The effective, safe use of (social) networks could affect where they can go to school or get that scholarship as much as their gpa or SAT!

The ability to network online effectively could affect where students go in the corporate structure as much as their college education!

So, while it is not the end all, be all, (social) networks are important and cannot be ignored by schools.

To ignore teaching the safe, effective use of (social) networks is akin to not teaching kids how to cross the street or stop drop and roll if they caught on fire. They just need to know how and be safe at the same time.

Be real! Don't give fakes a foothold!
While the answer of some educational organizations is to avoid social networks, I think that if you have a REAL facebook page and a REAL myspace page then you've "claimed" your identity.

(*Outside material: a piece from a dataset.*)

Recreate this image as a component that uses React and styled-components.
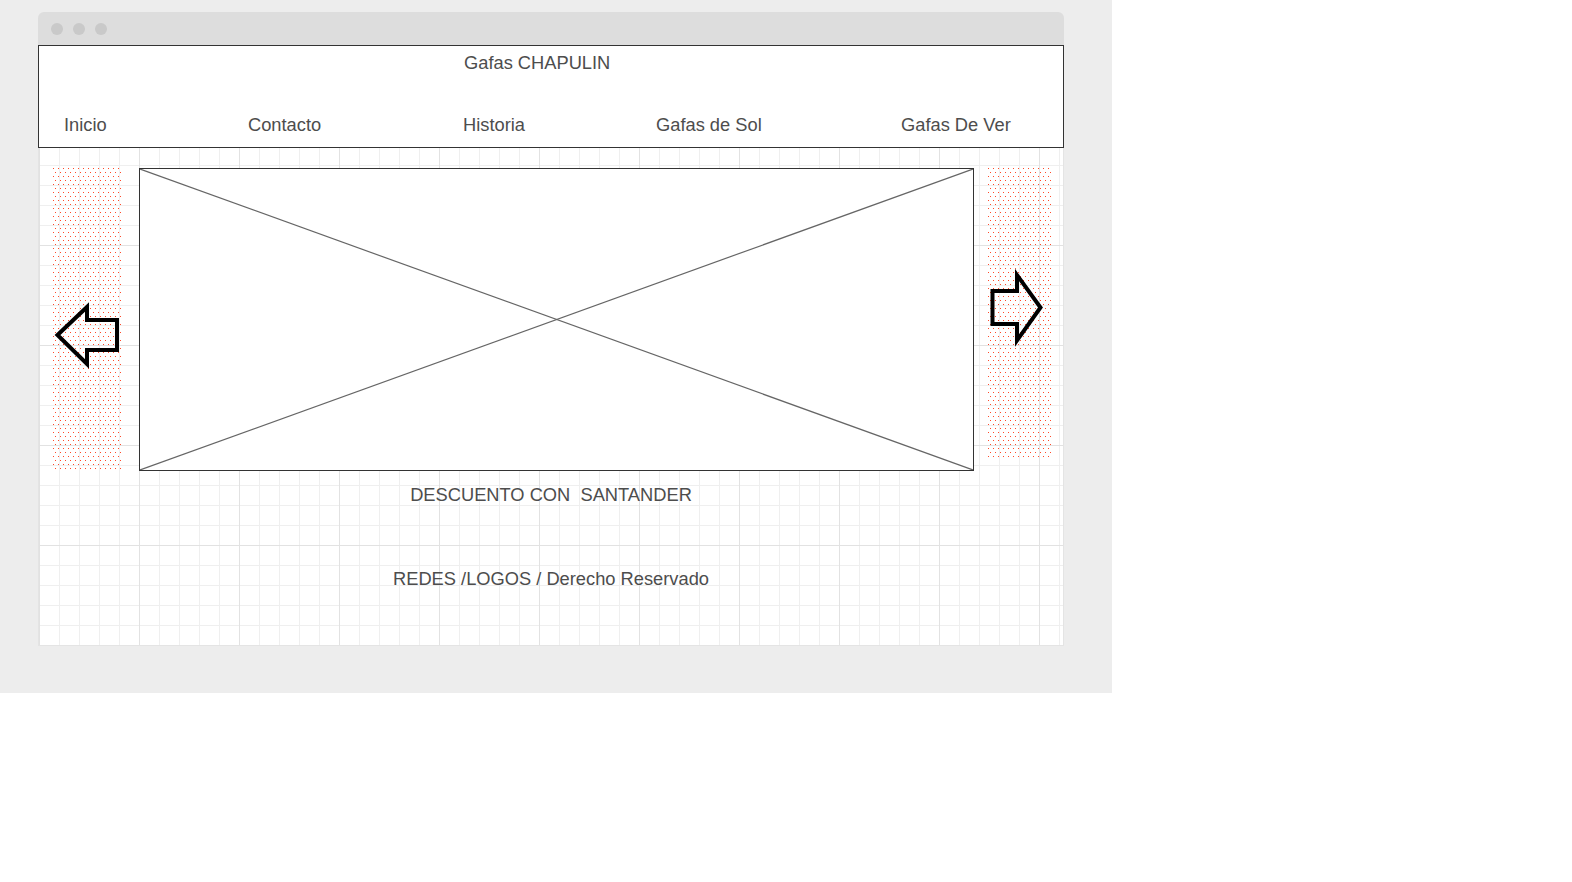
import React from "react";
import styled, { createGlobalStyle } from "styled-components";

const navItems = [
  { label: "Inicio", width: 184 },
  { label: "Contacto", width: 215 },
  { label: "Historia", width: 193 },
  { label: "Gafas de Sol", width: 245 },
  { label: "Gafas De Ver", width: 150 },
];

const GlobalStyle = createGlobalStyle`
  body {
    margin: 0;
    background: #ffffff;
    font-family: "Liberation Sans", Arial, sans-serif;
  }
`;

const Backdrop = styled.div`
  width: 1112px;
  height: 693px;
  box-sizing: border-box;
  padding: 12px 0 0 38px;
  background-color: #ededed;
`;

const Window = styled.div`
  width: 1026px;
  display: flex;
  flex-direction: column;
`;

const TitleBar = styled.div`
  height: 33px;
  display: flex;
  align-items: center;
  gap: 10px;
  padding-left: 13px;
  background-color: #dddddd;
  border-radius: 6px 6px 0 0;
`;

const Dot = styled.span`
  width: 12px;
  height: 12px;
  border-radius: 50%;
  background-color: #c9c9c9;
`;

const Canvas = styled.div`
  height: 600px;
  display: flex;
  flex-direction: column;
  border: 1px solid #e4e4e4;
  border-top: none;
  background-color: #ffffff;
  background-image: linear-gradient(#e2e2e2 1px, transparent 1px),
    linear-gradient(90deg, #e2e2e2 1px, transparent 1px),
    linear-gradient(#efefef 1px, transparent 1px),
    linear-gradient(90deg, #efefef 1px, transparent 1px);
  background-size: 100px 100px, 100px 100px, 20px 20px, 20px 20px;
`;

const Header = styled.header`
  height: 103px;
  box-sizing: border-box;
  margin: 0 -1px;
  padding-top: 7px;
  border: 1px solid #333333;
  background-color: #ffffff;
  display: flex;
  flex-direction: column;
  color: #4d4d4d;
  font-size: 18.3px;
  line-height: 20px;
`;

const Brand = styled.div`
  padding-left: 425px;
`;

const Nav = styled.nav`
  display: flex;
  margin-top: 42px;
  padding-left: 25px;
`;

const NavItem = styled.span`
  width: ${(p) => p.$width}px;
  flex-shrink: 0;
`;

const Stage = styled.div`
  display: flex;
  align-items: flex-start;
  margin-top: 19px;
  padding-left: 13px;
`;

const DottedPanel = styled.div`
  width: ${(p) => p.$width}px;
  height: ${(p) => p.$height}px;
  flex-shrink: 0;
  margin-right: ${(p) => p.$gap || 0}px;
  background-image: radial-gradient(
      circle at 1.5px 1.5px,
      #ff4a2a 0.7px,
      transparent 0.72px
    ),
    radial-gradient(circle at 1.5px 1.5px, #ff4a2a 0.7px, transparent 0.72px);
  background-size: 5px 8px;
  background-position: 0 0, 2px 4px;

  svg {
    display: block;
  }
`;

const Placeholder = styled.div`
  width: 835px;
  height: 303px;
  box-sizing: border-box;
  margin: 1px 13px 0 0;
  flex-shrink: 0;
  border: 1px solid #333333;
  background-color: #ffffff;

  svg {
    display: block;
    width: 100%;
    height: 100%;
  }
`;

const Caption = styled.div`
  margin-top: ${(p) => p.$top}px;
  text-align: center;
  white-space: pre;
  color: #4d4d4d;
  font-size: 18.3px;
  line-height: 20px;
`;

const LeftArrow = () => (
  <svg width="71" height="302" viewBox="0 0 71 302">
    <polygon
      points="5.5,168 35,140 35,153 65,153 65,183 35,183 35,197"
      fill="none"
      stroke="#000"
      strokeWidth="4"
    />
  </svg>
);

const RightArrow = () => (
  <svg width="64" height="290" viewBox="0 0 64 290">
    <polygon
      points="5.5,124 30,124 30,108 53.5,140.5 30,173.5 30,157 5.5,157"
      fill="none"
      stroke="#000"
      strokeWidth="4"
    />
  </svg>
);

const App = () => {
  return (
    <>
      <GlobalStyle />
      <Backdrop>
        <Window>
          <TitleBar>
            <Dot />
            <Dot />
            <Dot />
          </TitleBar>
          <Canvas>
            <Header>
              <Brand>Gafas CHAPULIN</Brand>
              <Nav>
                {navItems.map((item) => (
                  <NavItem key={item.label} $width={item.width}>
                    {item.label}
                  </NavItem>
                ))}
              </Nav>
            </Header>
            <Stage>
              <DottedPanel $width={71} $height={302} $gap={16}>
                <LeftArrow />
              </DottedPanel>
              <Placeholder>
                <svg viewBox="0 0 100 100" preserveAspectRatio="none">
                  <line x1="0" y1="0" x2="100" y2="100" stroke="#666" strokeWidth="1.2" vectorEffect="non-scaling-stroke" />
                  <line x1="100" y1="0" x2="0" y2="100" stroke="#666" strokeWidth="1.2" vectorEffect="non-scaling-stroke" />
                </svg>
              </Placeholder>
              <DottedPanel $width={64} $height={290}>
                <RightArrow />
              </DottedPanel>
            </Stage>
            <Caption $top={14}>DESCUENTO CON  SANTANDER</Caption>
            <Caption $top={64}>REDES /LOGOS / Derecho Reservado</Caption>
          </Canvas>
        </Window>
      </Backdrop>
    </>
  );
};

export default App;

So, if someone puts up a fake one and others search for you, they'll see at least two identities to choose from (if you can be found in the public directory) and they'll know something is up.

My recommendation is to set up a myspace and facebook and until we can have layers of connections. Then, just use it professionally. If you want to link with your students or family, perhaps a private group is best to do.

Meanwhile, don't just get mad, be an advocate for positive change. Use your voice to speak out as an educator for what you think should be done. None of us have all the answers! And good social networking companies see the blogosphere as the greatest free focus group ever invented! The one's with longevity will listen and respond!

Social Networks need to evolve into the powerful networks that become the nexus of our lives.

I'd love to hear your thoughts! There is a lot I still don't know about networks and perhaps some of these things are doable now. Please, speak up!